What worries the Catholic Church, rightly so, and should do the same with the thinking class (which Albania may or may not have) is the cultural sociology of communism and its image, still ruling in historiography and still unceasing in Kinostudio films of the dictatorship before the 90s.
This apology of communism the cinematographers, historiographers, and culturologists have enabled in Albania lives today not in the periodic and sporadic manifestations of Enver Hoxha's nostalgics but in the insistence of the new regime of the Socialist Party to reincarnate communism through dates, holidays, and events packaged as pop culture. Peza 'n Fest is one example, and White Nights in Tirana is another. The monumentalization of objects related to communism, such as the massive bunkers of the protective and repressive apparatus of Enver Hoxha, transformed into BunkArt 1 and 2, i.e., into soft commercialism, is the most vivid embodiment of this tendency for the brutal dictatorship to be improved in a neutral memory.

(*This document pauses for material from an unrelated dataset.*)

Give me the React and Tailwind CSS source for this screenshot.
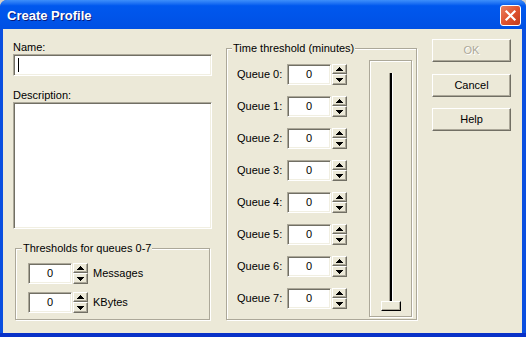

On top of the cake of this torture is the bitter cherry of the fact that the Academy of Sciences, for example, is headed by the last Minister of Education of dictatorship.
The Church has the awareness but does not have the means to develop and win this war. It's the only elite who can articulate the concern, but being solo will make it sound out of time and touch. Anyone who knows history knows that the Church sounded the alarm in the 40s when it spoke about the danger of communism—the Catholic clergy was proven right once. It must be said that this time, even though the threat seems imaginary, it is more profound. The means of repression have fallen, and those of spin are born. With them, you can go further, through a gentler path, which no one objects to because everyone lives for the pleasure principle (that which does not make me suffer physically does not exist).
The Catholic Church, however, once again placed itself at the center of this sacrifice and social drama. The clergy of the cross has also raised the voice of conscience for the depopulation of the country, blood feuds, and criminalization of politics.
In a new era where influence, not thought, is at the altar of society, any call to conscience is endangered, at least with disdain. The mob re-elects Barabbas every chance it gets, and the elites are either pressured or indulged.
Bells toll, but only those who think will hear, and all will bear the consequences.